While usually confined to gastronomy, the concept of terroir could be applied to this home. The French term references the conditions that infuse food and wine with the characteristics of a specific region. In a similar fashion, this abode is entirely intertwined with its Aspen hillside setting. “The clients were looking for a modern response to living in this particular place,” explains CCY Architects principal Rich Carr, who collaborated on the project’s architecture with associate Gage Reese. “The design was based on the idea of grounding the home to this specific site, for this specific family,” confirms the latter.
Their work was inspired by the natural materials characteristic to the region, and by the stone and wood of alpine environments. “It’s not your grandfather’s log cabin, but certain references speak to that,” Carr notes.
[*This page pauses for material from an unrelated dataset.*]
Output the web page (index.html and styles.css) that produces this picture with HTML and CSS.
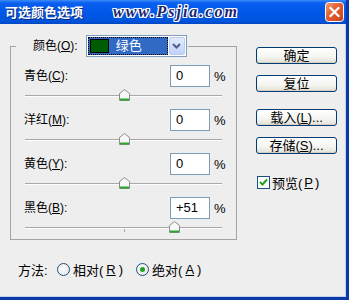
FILE: index.html
```html
<!DOCTYPE html>
<html lang="zh-CN">
<head>
    <meta charset="UTF-8">
    <meta name="viewport" content="width=device-width, initial-scale=1.0">
    <title>可选颜色选项</title>
    <link rel="stylesheet" href="styles.css">
</head>
<body>
    <div class="window">
        <div class="titlebar">
            <span class="title">可选颜色选项</span>
            <span class="watermark">www.Psjia.com</span>
            <span class="close">
                <svg width="19" height="20" viewBox="0 0 19 20">
                    <defs>
                        <linearGradient id="closeBg" x1="0" y1="0" x2="1" y2="1">
                            <stop offset="0" stop-color="#f0a07c"/>
                            <stop offset="0.45" stop-color="#e35d30"/>
                            <stop offset="1" stop-color="#c8401a"/>
                        </linearGradient>
                    </defs>
                    <rect x="0.5" y="0.5" width="18" height="19" rx="3" fill="url(#closeBg)" stroke="#ffffff"/>
                    <path d="M5.5 6 L13.5 14 M13.5 6 L5.5 14" stroke="#ffffff" stroke-width="2.2" stroke-linecap="square"/>
                </svg>
            </span>
        </div>
        <div class="client">
            <div class="main">
                <fieldset class="group">
                    <legend class="group-head">
                        <span class="label">颜色(<u>O</u>):</span>
                        <span class="select">
                            <span class="select-value"><span class="swatch"></span>绿色</span>
                            <span class="select-arrow">
                                <svg width="9" height="6" viewBox="0 0 9 6">
                                    <path d="M1 1 L4.5 4.5 L8 1" fill="none" stroke="#4d6185" stroke-width="2"/>
                                </svg>
                            </span>
                        </span>
                    </legend>

                    <div class="channel">
                        <div class="channel-line">
                            <span class="label">青色(<u>C</u>):</span>
                            <span class="field">0</span>
                            <span class="unit">%</span>
                        </div>
                        <div class="slider">
                            <div class="track">
                                <span class="tick"></span>
                                <svg class="thumb" style="left: 50%" width="11" height="12" viewBox="0 0 11 12">
                                    <path d="M0.5 4.5 L5.5 0.5 L10.5 4.5 L10.5 11.5 L0.5 11.5 Z" fill="#f7f7f7" stroke="#8c8c8c"/>
                                    <path d="M1 10.5 H10" stroke="#2ea52e" stroke-width="2"/>
                                </svg>
                            </div>
                        </div>
                    </div>

                    <div class="channel">
                        <div class="channel-line">
                            <span class="label">洋红(<u>M</u>):</span>
                            <span class="field">0</span>
                            <span class="unit">%</span>
                        </div>
                        <div class="slider">
                            <div class="track">
                                <span class="tick"></span>
                                <svg class="thumb" style="left: 50%" width="11" height="12" viewBox="0 0 11 12">
                                    <path d="M0.5 4.5 L5.5 0.5 L10.5 4.5 L10.5 11.5 L0.5 11.5 Z" fill="#f7f7f7" stroke="#8c8c8c"/>
                                    <path d="M1 10.5 H10" stroke="#2ea52e" stroke-width="2"/>
                                </svg>
                            </div>
                        </div>
                    </div>

                    <div class="channel">
                        <div class="channel-line">
                            <span class="label">黄色(<u>Y</u>):</span>
                            <span class="field">0</span>
                            <span class="unit">%</span>
                        </div>
                        <div class="slider">
                            <div class="track">
                                <span class="tick"></span>
                                <svg class="thumb" style="left: 50%" width="11" height="12" viewBox="0 0 11 12">
                                    <path d="M0.5 4.5 L5.5 0.5 L10.5 4.5 L10.5 11.5 L0.5 11.5 Z" fill="#f7f7f7" stroke="#8c8c8c"/>
                                    <path d="M1 10.5 H10" stroke="#2ea52e" stroke-width="2"/>
                                </svg>
                            </div>
                        </div>
                    </div>

                    <div class="channel">
                        <div class="channel-line">
                            <span class="label">黑色(<u>B</u>):</span>
                            <span class="field">+51</span>
                            <span class="unit">%</span>
                        </div>
                        <div class="slider">
                            <div class="track">
                                <span class="tick"></span>
                                <svg class="thumb" style="left: 75.5%" width="11" height="12" viewBox="0 0 11 12">
                                    <path d="M0.5 4.5 L5.5 0.5 L10.5 4.5 L10.5 11.5 L0.5 11.5 Z" fill="#f7f7f7" stroke="#8c8c8c"/>
                                    <path d="M1 10.5 H10" stroke="#2ea52e" stroke-width="2"/>
                                </svg>
                            </div>
                        </div>
                    </div>
                </fieldset>

                <div class="method">
                    <span class="method-label">方法:</span>
                    <span class="radio"><span class="radio-dot"></span>相对(<u>R</u>)</span>
                    <span class="radio checked"><span class="radio-dot"></span>绝对(<u>A</u>)</span>
                </div>
            </div>

            <div class="side">
                <span class="btn">确定</span>
                <span class="btn">复位</span>
                <span class="btn btn-gap">载入(<u>L</u>)...</span>
                <span class="btn">存储(<u>S</u>)...</span>
                <span class="check">
                    <span class="check-box">
                        <svg width="11" height="11" viewBox="0 0 11 11">
                            <path d="M2 5 L4.5 7.5 L9 2.5" fill="none" stroke="#21a121" stroke-width="2"/>
                        </svg>
                    </span>
                    预览(<u>P</u>)
                </span>
            </div>
        </div>
    </div>
</body>
</html>
```

FILE: styles.css
```css
* {
    margin: 0;
    padding: 0;
    box-sizing: border-box;
}

body {
    font-family: 'Liberation Sans', 'Noto Sans CJK SC', sans-serif;
    font-size: 12px;
    color: #000;
    background: #eeeeee;
}

.window {
    width: 349px;
    height: 300px;
    display: flex;
    flex-direction: column;
    border-right: 3px solid #0a3aa6;
    border-bottom: 3px solid #0a3aa6;
}

/* title bar */
.titlebar {
    height: 24px;
    flex-shrink: 0;
    display: flex;
    align-items: center;
    padding-left: 5px;
    background: linear-gradient(to bottom, #3b8cf7 0, #0a5ef0 3px, #0058e8 50%, #0054dc 88%, #0046c0 100%);
}

.title {
    font-family: 'Noto Sans CJK SC', sans-serif;
    font-size: 13px;
    font-weight: 700;
    line-height: 24px;
    color: #fff;
    text-shadow: 1px 1px 0 #0b2a80;
}

.watermark {
    margin-left: 30px;
    font-family: 'Liberation Serif', serif;
    font-style: italic;
    font-weight: 700;
    font-size: 16px;
    letter-spacing: 2px;
    color: #1b2670;
    text-shadow: 1px 0 0 #fff, -1px 0 0 #fff, 0 1px 0 #fff, 0 -1px 0 #fff,
                 1px 1px 0 #fff, -1px -1px 0 #fff, 1px -1px 0 #fff, -1px 1px 0 #fff;
}

.close {
    margin-left: auto;
    margin-right: 2px;
    display: flex;
}

/* client area */
.client {
    flex: 1;
    display: flex;
    box-shadow: inset -1px -1px 0 #c3d0ee;
}

.main {
    width: 237px;
    padding-left: 10px;
}

u {
    text-decoration: underline;
    text-underline-offset: 1px;
}

.group {
    margin-top: 11px;
    border: 1px solid #a3a3a3;
    padding: 8px 14px 0 13px;
    min-width: 0;
}

.group-head {
    margin-left: -8px;
    padding: 0 1px 0 17px;
    display: flex;
    align-items: center;
    height: 22px;
}

.label {
    line-height: 16px;
    white-space: nowrap;
}

.select {
    margin-left: 8px;
    width: 101px;
    height: 22px;
    display: flex;
    align-items: center;
    gap: 1px;
    padding: 1px;
    background: #fff;
    border: 1px solid #7f9db9;
}

.select-value {
    width: 82px;
    height: 18px;
    display: flex;
    align-items: center;
    background: #316ac5;
    outline: 1px dotted #000;
    outline-offset: -1px;
    color: #fff;
    font-size: 13px;
    line-height: 18px;
}

.swatch {
    width: 19px;
    height: 14px;
    margin: 0 7px 0 2px;
    background: #005c00;
    border: 1px solid #000;
}

.select-arrow {
    width: 16px;
    height: 18px;
    display: flex;
    align-items: center;
    justify-content: center;
    border-radius: 2px;
    border: 1px solid #bccbf0;
    background: linear-gradient(to bottom, #e2eafd, #c0d2fb);
}

.channel-line {
    height: 22px;
    display: flex;
    align-items: center;
}

.channel-line .label {
    flex: 1;
}

.field {
    width: 40px;
    height: 22px;
    padding-left: 5px;
    line-height: 20px;
    font-size: 13px;
    background: #fff;
    border: 1px solid #7f9db9;
}

.unit {
    margin-left: 4px;
    width: 8px;
    font-size: 13px;
}

.slider {
    height: 22px;
    padding-top: 8px;
}

.channel:last-child .slider {
    height: 20px;
}

.track {
    position: relative;
    margin-left: 1px;
    height: 2px;
    border-top: 1px solid #a8a8a8;
    border-bottom: 1px solid #fff;
}

.tick {
    position: absolute;
    left: 50%;
    top: 1px;
    width: 1px;
    height: 3px;
    background: #a8a8a8;
}

.thumb {
    position: absolute;
    top: -7px;
    margin-left: -5px;
}

/* method */
.method {
    margin-top: 21px;
    padding-left: 8px;
    display: flex;
    align-items: center;
    height: 16px;
    font-size: 13px;
}

.method-label {
    width: 39px;
}

.radio {
    display: flex;
    align-items: center;
    gap: 3px;
    margin-right: 13px;
}

.radio-dot {
    width: 13px;
    height: 13px;
    border-radius: 50%;
    border: 1px solid #1c5180;
    background: radial-gradient(circle at 40% 40%, #ffffff, #e4e2dc);
    display: flex;
    align-items: center;
    justify-content: center;
}

.radio.checked .radio-dot::after {
    content: '';
    width: 5px;
    height: 5px;
    border-radius: 50%;
    background: #21a121;
}

/* buttons column */
.side {
    padding: 23px 0 0 19px;
    display: flex;
    flex-direction: column;
    align-items: flex-start;
}

.btn {
    width: 81px;
    height: 17px;
    margin-bottom: 11px;
    display: flex;
    align-items: center;
    justify-content: center;
    font-size: 13px;
    line-height: 15px;
    border: 1px solid #003c74;
    border-radius: 3px;
    background: linear-gradient(to bottom, #ffffff 0%, #f4f4f0 60%, #e2e0d6 100%);
    box-shadow: inset 0 -1px 0 #d6d0c5;
}

.btn-gap {
    margin-top: 6px;
}

.check {
    margin-top: 8px;
    margin-left: 1px;
    display: flex;
    align-items: center;
    gap: 2px;
    font-size: 13px;
}

.check-box {
    width: 13px;
    height: 13px;
    border: 1px solid #1c5180;
    background: #fff;
    display: flex;
}
```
Witness the home’s rafters, which are as structural as they are decorative, and the stacked planks that line its walls and exterior. Or take the timber canopy that caps both the front entryway and the ceilings of the living room and kitchen. “Our interpretations are very well crafted,” Reese says. “There’s not a lot of rustic accents other than the inherent richness and texture of the wood.” A richness complimented by roofs that each have different textures outside, and soaring fireplaces which also nod to rough-hewn shelters with a twist inside. “Each stone is cut to fit perfectly with the stone next to it,” Reese points out.
A steel-framed sliding window system enables the home to fully open and embrace the exteriors. Italian porcelain tiles—used for the home’s indoor flooring as well as its outdoor spaces—further the effect. “It erases the distinction between what is inside and what’s outside,” Carr comments. To enhance that feeling of living close to the land, the home is perched over a manmade mountain waterfall and babbling brook. They’re the work of Scott Sones, formerly of Ceres+ Landscape Architecture, who now heads his own firm, Sones Landscape Architecture. Sones designed the two water features to have the appearance of being connected beneath the dining room. “The intention was to have it feel like a stream that we built the house around,” Carr explains. “And it really does feel that way when you’re there.”
The wall of sound created by the water’s soothing murmur fosters a feeling of seclusion—and that impression is intensified by the uninterrupted views around the house. “We were able to crack how to nestle it into the typography of the hill to make it feel private,” Reese says. The result is a low and quiet ambiance on the front side while, in the back, the home’s two levels open to expansive sights of a large meadow with the Elk Mountains ringing the horizon line. “The spaces are organized around the experience of water and nature,” Reese concludes.
As for the interiors, KA Design Group principal Kenneth Alpert and design director Shaun Folensbee’s work augments the architects’ approach. Color, for instance, is minimal to keep the focus on the dramatic, changing landscape—a choice which also softens and complements the architecture’s material palette. “Everything is very clean, very simple. They didn’t want anything too jarring,” adds Alpert. “The idea was to invite the outside in and let it shine.”
To achieve this goal, the interior designers relied on strong, simple shapes, which they elevated with luxurious yet natural materials. They employed plush, inviting textures and sparkling metallics to make the most of the light streaming in through expansive windows. “Everything needed to be beautiful, soft and tactile,” Alpert says. Note the living room’s chevron carpet, woven from cowhide and fur, and the brushed-metal-and-resin top of the breakfast table. Or the crocodile leather on the bar stools, and the live-edge dining table, whose knots are accented with the burnished gold and horsehair upholstery of the chairs that surround it.
Yet that sumptuousness is not restricted to the public rooms, as demonstrated by the leather-wrapped headboard in the primary bedroom or by its bathroom’s all-in-one glass countertops infused with gold leaf. The close attention that went into designing the house’s relation to the land extends to its most minute details, such as the bar’s cabinet handles, which were carved from horn. The final effect is of an abode that radiates comfort, peace and relaxation. “It’s upscale but not showy,” Carr notes. “With a beauty truly unique to this place.”